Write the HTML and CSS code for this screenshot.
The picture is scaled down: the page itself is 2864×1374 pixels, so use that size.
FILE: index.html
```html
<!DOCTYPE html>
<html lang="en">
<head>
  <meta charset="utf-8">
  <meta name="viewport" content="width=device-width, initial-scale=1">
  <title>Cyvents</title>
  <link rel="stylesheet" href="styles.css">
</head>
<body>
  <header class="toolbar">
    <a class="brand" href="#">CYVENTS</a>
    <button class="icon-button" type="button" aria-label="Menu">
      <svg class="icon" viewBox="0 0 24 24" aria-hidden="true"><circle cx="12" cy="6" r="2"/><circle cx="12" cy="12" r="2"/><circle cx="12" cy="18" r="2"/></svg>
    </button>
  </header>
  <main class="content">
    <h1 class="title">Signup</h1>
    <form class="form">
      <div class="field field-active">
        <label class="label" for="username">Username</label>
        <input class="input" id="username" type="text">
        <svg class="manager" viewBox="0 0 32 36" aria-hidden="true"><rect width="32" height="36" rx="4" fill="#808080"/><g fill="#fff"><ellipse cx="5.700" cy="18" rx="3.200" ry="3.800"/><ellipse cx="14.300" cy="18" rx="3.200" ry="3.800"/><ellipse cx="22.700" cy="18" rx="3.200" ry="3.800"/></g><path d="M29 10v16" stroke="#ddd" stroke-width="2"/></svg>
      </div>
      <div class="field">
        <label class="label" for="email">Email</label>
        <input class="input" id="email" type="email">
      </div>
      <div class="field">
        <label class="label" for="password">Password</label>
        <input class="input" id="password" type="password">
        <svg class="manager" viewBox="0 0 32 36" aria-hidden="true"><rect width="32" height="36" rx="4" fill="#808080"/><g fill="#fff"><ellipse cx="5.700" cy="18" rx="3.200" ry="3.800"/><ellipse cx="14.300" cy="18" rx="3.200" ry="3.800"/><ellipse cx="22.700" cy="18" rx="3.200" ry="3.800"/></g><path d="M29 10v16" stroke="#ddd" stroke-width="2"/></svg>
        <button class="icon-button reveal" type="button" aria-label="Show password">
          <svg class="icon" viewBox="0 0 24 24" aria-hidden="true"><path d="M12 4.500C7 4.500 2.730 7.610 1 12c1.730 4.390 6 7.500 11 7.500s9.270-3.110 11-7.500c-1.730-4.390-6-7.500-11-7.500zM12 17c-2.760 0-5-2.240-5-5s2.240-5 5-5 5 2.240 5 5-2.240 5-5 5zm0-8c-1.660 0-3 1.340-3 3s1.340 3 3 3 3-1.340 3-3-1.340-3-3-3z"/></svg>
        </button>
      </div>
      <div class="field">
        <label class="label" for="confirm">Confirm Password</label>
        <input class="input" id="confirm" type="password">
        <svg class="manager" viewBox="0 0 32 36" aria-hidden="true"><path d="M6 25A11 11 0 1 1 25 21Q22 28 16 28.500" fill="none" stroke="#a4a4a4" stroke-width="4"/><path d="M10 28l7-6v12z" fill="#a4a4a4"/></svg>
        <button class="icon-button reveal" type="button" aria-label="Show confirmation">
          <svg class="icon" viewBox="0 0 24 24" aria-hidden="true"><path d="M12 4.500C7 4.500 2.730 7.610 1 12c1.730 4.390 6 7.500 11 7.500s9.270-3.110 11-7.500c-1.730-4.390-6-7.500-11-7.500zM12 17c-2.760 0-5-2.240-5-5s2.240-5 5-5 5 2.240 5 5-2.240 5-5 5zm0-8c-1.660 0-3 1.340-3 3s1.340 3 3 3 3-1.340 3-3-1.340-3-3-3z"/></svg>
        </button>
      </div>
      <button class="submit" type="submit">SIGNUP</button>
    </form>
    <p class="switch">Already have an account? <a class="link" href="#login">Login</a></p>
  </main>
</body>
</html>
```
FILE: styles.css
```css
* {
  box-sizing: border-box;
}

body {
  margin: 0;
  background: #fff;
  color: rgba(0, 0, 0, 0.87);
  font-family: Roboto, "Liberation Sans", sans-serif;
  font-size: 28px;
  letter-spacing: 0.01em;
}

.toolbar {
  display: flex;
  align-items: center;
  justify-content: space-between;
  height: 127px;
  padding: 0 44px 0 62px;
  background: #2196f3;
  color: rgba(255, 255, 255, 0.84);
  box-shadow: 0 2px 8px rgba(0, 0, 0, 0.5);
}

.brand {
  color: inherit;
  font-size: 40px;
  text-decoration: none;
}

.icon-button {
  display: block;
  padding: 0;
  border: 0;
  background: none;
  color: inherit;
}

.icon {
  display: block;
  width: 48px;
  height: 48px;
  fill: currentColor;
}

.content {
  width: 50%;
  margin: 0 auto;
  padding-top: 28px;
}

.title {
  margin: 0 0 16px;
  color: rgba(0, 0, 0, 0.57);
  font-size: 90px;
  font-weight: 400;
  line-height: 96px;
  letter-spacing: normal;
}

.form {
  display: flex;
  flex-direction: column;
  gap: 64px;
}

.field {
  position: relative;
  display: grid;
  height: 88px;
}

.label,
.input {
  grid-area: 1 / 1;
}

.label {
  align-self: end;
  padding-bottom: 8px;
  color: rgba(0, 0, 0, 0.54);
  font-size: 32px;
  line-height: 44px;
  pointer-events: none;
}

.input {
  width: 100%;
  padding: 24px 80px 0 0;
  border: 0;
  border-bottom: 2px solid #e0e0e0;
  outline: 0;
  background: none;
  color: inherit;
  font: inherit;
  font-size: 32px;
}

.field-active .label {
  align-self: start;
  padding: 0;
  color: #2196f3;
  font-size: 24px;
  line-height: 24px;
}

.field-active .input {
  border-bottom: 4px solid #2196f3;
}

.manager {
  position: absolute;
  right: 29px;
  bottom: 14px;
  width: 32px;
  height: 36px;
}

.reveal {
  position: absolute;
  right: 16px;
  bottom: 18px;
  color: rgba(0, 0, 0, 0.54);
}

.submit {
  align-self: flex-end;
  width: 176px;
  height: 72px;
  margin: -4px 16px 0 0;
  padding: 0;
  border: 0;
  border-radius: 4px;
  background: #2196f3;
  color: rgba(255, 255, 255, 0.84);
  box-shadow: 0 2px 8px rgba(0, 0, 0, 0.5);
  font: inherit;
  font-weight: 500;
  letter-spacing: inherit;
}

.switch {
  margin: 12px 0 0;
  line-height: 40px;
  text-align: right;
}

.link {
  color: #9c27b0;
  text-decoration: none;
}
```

+++++

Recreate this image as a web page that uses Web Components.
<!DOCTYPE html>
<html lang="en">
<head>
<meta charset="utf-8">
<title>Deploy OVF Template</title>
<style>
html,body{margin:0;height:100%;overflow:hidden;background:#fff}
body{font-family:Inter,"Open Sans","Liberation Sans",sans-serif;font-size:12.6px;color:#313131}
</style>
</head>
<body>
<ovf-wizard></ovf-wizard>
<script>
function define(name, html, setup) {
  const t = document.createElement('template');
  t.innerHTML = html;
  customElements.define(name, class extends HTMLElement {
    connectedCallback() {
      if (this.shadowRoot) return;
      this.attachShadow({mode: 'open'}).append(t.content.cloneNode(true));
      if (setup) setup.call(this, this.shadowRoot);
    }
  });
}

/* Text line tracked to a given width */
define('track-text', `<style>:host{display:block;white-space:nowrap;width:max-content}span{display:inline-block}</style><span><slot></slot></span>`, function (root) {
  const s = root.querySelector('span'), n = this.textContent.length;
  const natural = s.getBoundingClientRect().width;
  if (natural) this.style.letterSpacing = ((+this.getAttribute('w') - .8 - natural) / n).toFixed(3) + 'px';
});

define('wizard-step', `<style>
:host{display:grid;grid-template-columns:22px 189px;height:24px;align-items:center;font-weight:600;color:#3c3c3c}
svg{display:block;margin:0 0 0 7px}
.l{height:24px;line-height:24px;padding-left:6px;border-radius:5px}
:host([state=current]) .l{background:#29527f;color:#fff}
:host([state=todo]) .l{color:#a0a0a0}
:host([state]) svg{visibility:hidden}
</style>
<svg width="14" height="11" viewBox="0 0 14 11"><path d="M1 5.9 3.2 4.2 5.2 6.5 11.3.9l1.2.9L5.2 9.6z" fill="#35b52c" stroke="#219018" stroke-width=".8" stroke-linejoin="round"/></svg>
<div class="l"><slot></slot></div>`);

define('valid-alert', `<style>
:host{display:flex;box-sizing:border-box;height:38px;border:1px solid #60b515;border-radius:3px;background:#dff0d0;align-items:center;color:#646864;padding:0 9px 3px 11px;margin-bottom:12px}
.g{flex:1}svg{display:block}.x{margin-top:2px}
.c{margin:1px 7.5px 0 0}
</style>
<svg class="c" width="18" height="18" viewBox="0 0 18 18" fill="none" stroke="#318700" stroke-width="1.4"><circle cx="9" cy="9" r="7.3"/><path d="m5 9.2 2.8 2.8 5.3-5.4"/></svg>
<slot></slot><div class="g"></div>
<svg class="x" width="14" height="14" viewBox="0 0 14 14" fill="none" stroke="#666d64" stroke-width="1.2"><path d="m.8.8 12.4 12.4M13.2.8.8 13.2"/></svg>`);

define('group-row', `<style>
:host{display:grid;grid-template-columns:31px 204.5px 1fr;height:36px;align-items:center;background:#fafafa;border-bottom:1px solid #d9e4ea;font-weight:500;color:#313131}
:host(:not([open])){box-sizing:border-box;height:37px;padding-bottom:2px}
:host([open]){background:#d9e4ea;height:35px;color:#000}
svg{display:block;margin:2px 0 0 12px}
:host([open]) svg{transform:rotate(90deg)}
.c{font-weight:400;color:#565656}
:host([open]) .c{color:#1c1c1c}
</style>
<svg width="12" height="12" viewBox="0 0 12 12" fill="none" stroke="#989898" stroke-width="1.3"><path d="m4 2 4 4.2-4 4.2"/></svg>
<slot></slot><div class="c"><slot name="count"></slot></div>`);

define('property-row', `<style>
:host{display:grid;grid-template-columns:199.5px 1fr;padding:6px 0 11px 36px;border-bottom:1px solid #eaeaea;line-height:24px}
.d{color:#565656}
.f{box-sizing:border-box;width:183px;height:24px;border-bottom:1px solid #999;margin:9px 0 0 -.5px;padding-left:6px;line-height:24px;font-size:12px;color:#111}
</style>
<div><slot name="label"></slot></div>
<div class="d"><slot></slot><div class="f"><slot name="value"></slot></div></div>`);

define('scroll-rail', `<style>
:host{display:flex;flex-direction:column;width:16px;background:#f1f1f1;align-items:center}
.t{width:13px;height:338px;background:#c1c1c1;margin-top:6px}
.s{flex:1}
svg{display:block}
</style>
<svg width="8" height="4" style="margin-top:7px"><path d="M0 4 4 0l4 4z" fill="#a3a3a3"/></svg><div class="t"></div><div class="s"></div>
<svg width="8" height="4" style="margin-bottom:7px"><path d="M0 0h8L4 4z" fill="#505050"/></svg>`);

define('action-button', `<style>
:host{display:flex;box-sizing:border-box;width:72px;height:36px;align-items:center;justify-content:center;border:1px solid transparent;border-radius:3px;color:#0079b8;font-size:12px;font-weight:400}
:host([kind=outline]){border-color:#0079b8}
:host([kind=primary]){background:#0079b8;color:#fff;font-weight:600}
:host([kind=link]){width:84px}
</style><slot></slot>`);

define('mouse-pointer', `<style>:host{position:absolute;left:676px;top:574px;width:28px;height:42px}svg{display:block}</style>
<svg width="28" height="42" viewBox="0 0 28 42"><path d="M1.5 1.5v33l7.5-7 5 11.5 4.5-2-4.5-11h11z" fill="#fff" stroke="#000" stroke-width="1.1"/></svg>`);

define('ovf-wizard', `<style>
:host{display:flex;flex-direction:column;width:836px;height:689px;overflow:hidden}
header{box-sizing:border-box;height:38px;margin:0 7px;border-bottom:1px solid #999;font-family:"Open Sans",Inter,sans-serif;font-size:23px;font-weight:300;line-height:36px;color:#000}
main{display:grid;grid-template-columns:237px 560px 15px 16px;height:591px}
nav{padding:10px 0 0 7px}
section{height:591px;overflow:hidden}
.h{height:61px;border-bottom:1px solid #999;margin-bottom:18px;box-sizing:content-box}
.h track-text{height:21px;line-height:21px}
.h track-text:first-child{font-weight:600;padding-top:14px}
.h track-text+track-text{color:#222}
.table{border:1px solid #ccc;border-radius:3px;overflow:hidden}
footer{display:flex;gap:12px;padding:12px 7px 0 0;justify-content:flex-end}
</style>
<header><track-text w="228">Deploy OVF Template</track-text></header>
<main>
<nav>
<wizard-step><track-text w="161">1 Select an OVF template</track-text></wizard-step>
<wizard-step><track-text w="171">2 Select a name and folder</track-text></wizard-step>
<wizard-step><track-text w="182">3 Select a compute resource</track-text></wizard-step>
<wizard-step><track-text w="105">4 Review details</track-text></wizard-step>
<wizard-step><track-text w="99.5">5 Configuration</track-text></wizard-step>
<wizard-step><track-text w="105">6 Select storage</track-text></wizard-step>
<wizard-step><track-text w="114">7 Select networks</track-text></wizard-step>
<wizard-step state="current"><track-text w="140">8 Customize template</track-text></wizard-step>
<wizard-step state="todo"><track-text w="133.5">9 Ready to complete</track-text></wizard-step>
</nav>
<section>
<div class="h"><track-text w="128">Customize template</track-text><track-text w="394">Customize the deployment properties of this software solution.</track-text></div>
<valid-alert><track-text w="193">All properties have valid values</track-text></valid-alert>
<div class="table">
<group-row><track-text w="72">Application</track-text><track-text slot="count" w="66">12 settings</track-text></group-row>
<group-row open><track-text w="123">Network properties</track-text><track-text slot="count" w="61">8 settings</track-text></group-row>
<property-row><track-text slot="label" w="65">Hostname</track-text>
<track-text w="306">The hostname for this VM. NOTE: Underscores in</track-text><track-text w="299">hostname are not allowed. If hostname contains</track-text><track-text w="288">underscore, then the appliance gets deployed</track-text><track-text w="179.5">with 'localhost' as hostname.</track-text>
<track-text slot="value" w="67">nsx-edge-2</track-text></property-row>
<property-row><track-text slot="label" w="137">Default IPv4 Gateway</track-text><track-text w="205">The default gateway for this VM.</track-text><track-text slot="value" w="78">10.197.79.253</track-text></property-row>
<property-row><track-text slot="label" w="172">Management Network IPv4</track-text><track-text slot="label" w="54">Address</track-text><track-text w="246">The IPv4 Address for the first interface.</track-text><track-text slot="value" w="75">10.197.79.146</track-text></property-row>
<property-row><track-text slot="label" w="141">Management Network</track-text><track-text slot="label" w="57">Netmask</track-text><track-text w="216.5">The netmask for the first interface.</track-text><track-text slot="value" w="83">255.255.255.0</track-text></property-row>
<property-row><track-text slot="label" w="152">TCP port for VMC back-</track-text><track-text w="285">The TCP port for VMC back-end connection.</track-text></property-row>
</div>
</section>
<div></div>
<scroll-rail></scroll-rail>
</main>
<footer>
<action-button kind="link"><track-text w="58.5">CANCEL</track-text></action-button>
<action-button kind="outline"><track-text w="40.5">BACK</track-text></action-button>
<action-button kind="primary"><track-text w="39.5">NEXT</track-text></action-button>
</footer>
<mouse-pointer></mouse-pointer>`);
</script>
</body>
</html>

+++++

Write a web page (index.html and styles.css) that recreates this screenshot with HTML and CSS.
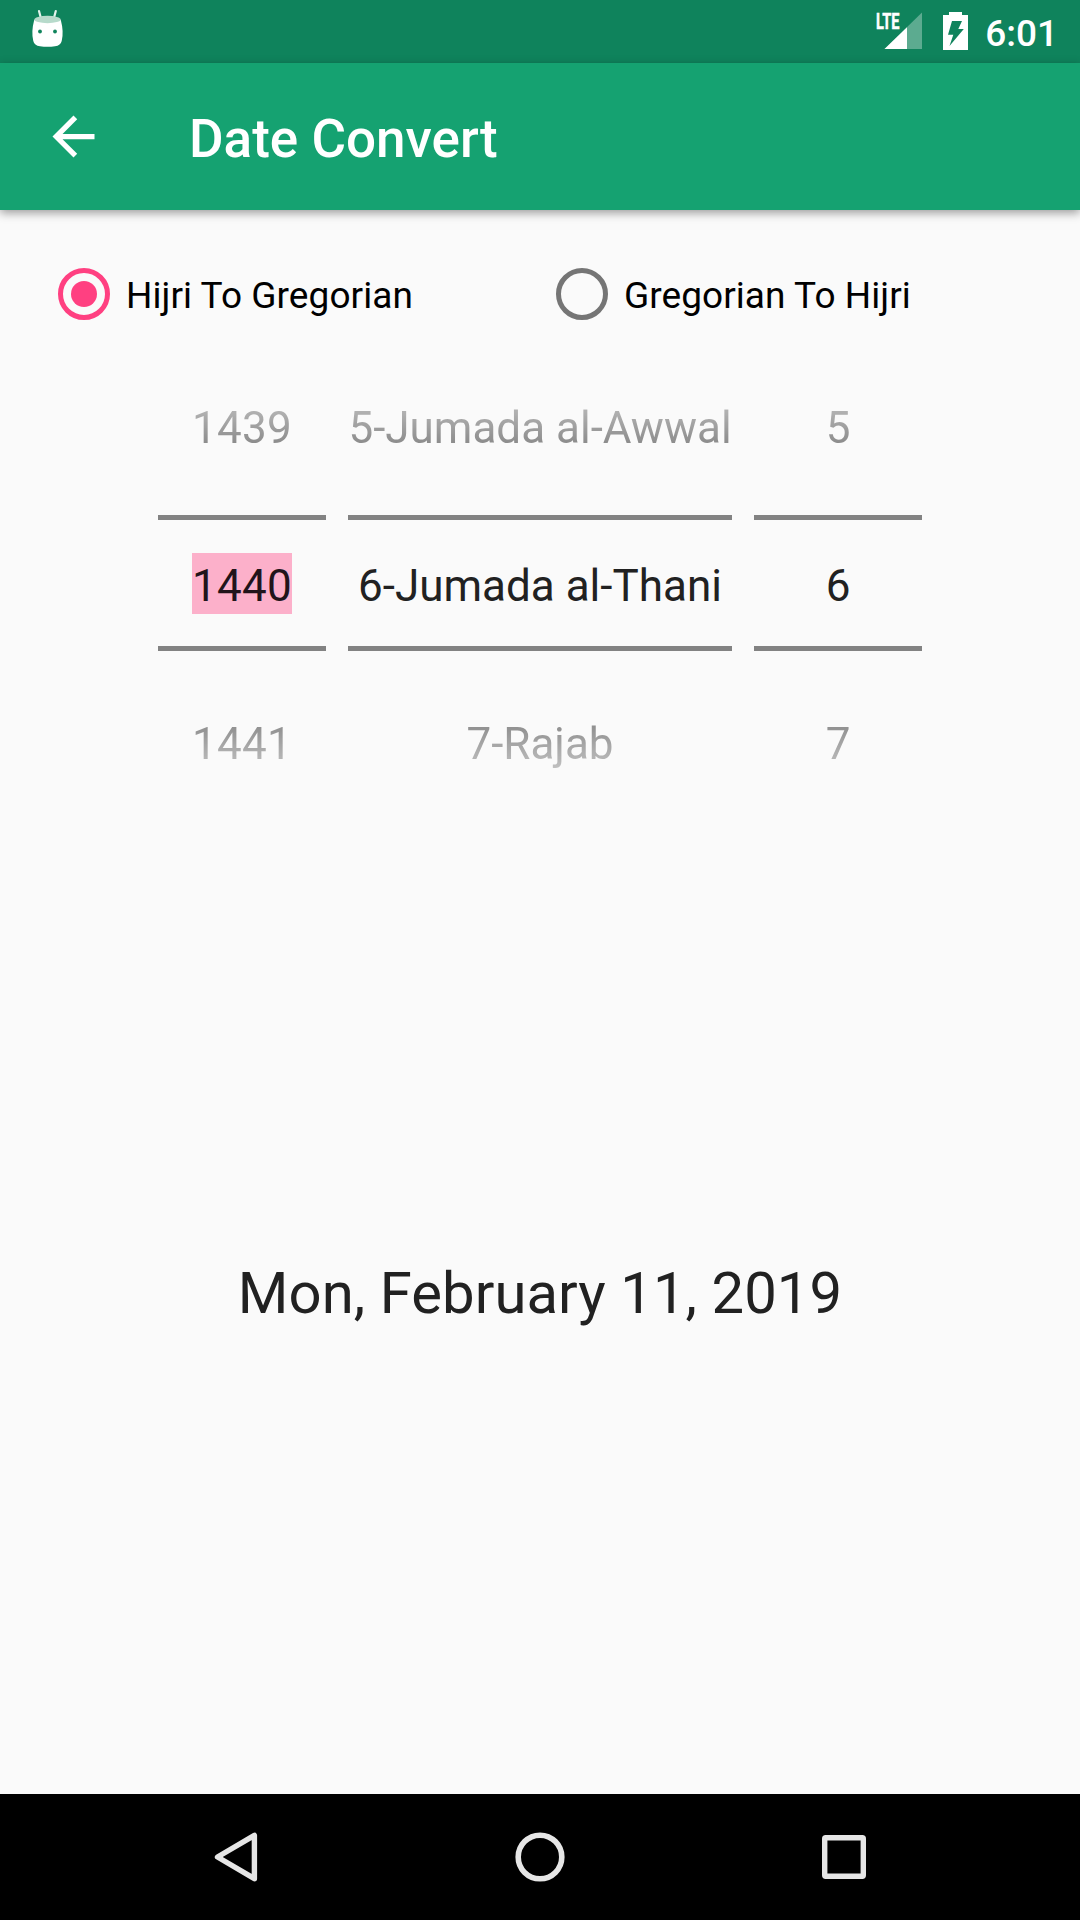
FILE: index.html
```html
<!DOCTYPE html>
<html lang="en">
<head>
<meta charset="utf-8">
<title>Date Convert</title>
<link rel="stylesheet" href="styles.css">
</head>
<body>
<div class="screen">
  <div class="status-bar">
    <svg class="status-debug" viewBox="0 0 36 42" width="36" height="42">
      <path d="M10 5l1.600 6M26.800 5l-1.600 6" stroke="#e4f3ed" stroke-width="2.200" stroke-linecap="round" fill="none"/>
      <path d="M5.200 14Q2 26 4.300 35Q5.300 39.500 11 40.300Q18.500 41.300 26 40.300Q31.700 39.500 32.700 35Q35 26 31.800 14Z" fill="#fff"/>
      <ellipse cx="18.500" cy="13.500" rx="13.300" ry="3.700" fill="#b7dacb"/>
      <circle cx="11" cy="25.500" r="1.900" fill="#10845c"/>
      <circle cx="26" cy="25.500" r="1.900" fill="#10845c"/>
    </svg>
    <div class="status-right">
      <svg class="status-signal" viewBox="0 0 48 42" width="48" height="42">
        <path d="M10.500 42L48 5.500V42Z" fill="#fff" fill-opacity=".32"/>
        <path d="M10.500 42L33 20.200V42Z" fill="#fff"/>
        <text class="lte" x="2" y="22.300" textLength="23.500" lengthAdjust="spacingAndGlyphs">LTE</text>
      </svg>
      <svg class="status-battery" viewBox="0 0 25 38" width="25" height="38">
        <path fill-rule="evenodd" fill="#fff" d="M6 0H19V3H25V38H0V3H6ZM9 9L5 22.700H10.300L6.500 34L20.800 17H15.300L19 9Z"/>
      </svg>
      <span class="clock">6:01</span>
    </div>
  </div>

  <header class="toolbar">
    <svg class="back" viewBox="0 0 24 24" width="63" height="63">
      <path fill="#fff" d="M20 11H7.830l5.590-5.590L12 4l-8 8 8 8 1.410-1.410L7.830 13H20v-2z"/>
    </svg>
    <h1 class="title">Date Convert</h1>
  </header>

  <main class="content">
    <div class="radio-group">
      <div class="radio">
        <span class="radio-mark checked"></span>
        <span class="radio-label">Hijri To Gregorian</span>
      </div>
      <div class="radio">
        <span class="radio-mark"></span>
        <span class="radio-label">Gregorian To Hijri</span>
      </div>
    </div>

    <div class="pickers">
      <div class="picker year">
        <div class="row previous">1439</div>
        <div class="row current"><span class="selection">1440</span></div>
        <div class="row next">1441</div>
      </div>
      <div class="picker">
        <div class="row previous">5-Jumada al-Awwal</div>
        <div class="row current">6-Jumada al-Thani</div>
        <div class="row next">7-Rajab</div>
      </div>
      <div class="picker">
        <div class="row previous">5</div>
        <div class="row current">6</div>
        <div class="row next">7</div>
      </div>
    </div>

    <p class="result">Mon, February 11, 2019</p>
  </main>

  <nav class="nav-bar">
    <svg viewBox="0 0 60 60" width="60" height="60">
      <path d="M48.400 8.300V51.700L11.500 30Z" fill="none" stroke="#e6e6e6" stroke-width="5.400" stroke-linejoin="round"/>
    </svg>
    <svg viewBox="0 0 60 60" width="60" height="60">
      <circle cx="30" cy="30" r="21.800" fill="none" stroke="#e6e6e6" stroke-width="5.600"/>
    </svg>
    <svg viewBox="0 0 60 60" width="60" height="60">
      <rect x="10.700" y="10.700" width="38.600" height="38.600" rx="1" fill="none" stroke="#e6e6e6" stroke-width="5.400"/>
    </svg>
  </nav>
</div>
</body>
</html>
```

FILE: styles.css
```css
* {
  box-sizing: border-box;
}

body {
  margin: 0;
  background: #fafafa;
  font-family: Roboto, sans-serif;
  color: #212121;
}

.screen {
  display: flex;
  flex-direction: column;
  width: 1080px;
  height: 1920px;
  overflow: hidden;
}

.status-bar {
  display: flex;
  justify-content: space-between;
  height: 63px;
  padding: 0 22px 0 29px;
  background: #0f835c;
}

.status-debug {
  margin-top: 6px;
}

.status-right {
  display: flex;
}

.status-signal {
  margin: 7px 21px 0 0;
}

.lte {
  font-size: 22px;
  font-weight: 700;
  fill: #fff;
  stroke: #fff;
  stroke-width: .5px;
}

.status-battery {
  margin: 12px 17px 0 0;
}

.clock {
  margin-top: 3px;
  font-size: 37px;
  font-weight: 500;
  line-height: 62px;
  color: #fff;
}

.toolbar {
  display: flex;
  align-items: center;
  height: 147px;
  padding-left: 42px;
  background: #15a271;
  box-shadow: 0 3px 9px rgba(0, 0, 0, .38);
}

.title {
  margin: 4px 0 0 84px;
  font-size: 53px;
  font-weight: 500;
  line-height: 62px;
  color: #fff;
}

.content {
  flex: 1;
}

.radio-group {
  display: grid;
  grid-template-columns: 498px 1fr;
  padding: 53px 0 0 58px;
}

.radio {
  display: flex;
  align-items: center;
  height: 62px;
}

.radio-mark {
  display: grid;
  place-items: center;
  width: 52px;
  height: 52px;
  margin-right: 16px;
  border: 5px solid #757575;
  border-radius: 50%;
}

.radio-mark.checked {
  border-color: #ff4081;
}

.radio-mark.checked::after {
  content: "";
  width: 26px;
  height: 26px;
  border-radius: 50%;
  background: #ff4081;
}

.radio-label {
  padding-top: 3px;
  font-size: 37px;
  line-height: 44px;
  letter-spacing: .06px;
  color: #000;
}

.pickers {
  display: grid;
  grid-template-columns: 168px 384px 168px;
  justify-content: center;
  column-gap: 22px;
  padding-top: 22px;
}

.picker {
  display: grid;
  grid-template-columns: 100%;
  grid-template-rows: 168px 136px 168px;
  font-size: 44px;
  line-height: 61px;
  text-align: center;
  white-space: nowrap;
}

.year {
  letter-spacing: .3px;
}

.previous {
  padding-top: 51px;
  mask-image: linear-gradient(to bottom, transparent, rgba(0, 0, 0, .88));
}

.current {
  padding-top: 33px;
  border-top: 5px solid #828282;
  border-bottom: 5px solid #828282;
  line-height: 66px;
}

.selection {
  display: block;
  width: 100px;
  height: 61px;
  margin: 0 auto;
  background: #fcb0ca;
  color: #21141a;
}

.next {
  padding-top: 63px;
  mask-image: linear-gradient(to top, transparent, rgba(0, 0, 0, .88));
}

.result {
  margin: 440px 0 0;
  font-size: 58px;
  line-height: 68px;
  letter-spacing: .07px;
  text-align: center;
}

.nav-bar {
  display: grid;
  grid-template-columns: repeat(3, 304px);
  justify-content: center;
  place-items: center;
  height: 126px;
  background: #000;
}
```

+++++

# Written instruction:
Among the lines above, determine how many hold the word "screenshot"; report the figure alone.

# Result of the task:
2